The pulpose of a ballast resistor is to limit the current through the primary of the coil and the points, to prolong points' life. If needed, the balast resistor is connected in series with the coil, that is the ignition wire goes directly to the one end of the resistor, and the other end of the resistor feeds the (+) side of the coil.

The stock VW coil, has the ballast resistor incorporated, no need for an external resistor. Coils that need an external ballast resistor, usually have that provided with the coil from the manufacturer (with the exception of high energy coils). If you do not have the stock coil, you can use an amp-meter to check if you need the external ballast resistor. To do so, connect the (+) side of the coil to the ignition wire, and ground the (-) side of the coil through the multimeter, set to the 10Amp or more range.
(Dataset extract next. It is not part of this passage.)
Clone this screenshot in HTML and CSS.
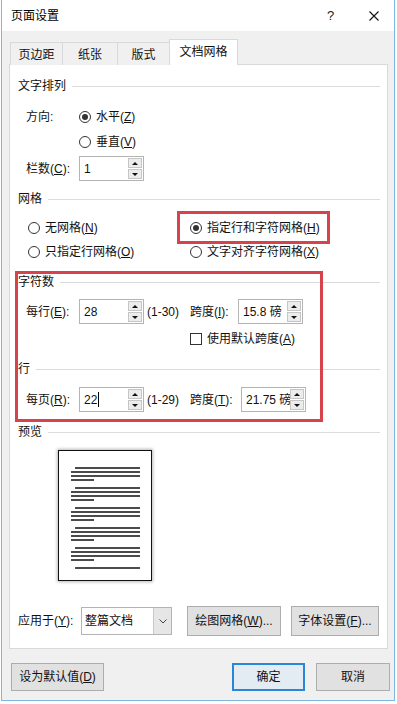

Turn the ignition on, and record the currect value. If the current is in the range of 2.5 - 3.5A, you do not need an external ballast resistor.

Bill, '67 Bug.

Reply to
Bill Spiliotopoulos

He said it looked disconnected. Yes the coils have built in ballast resistors but, if you are running, lets say a Mallory Unilite Distributor, it needs a ballast resistor. Or it can fail from overvoltage. I have to use one on my bug. Did you know if the last owner had some solid state device or dizzy.

Joe Cali - Next Generation - USA.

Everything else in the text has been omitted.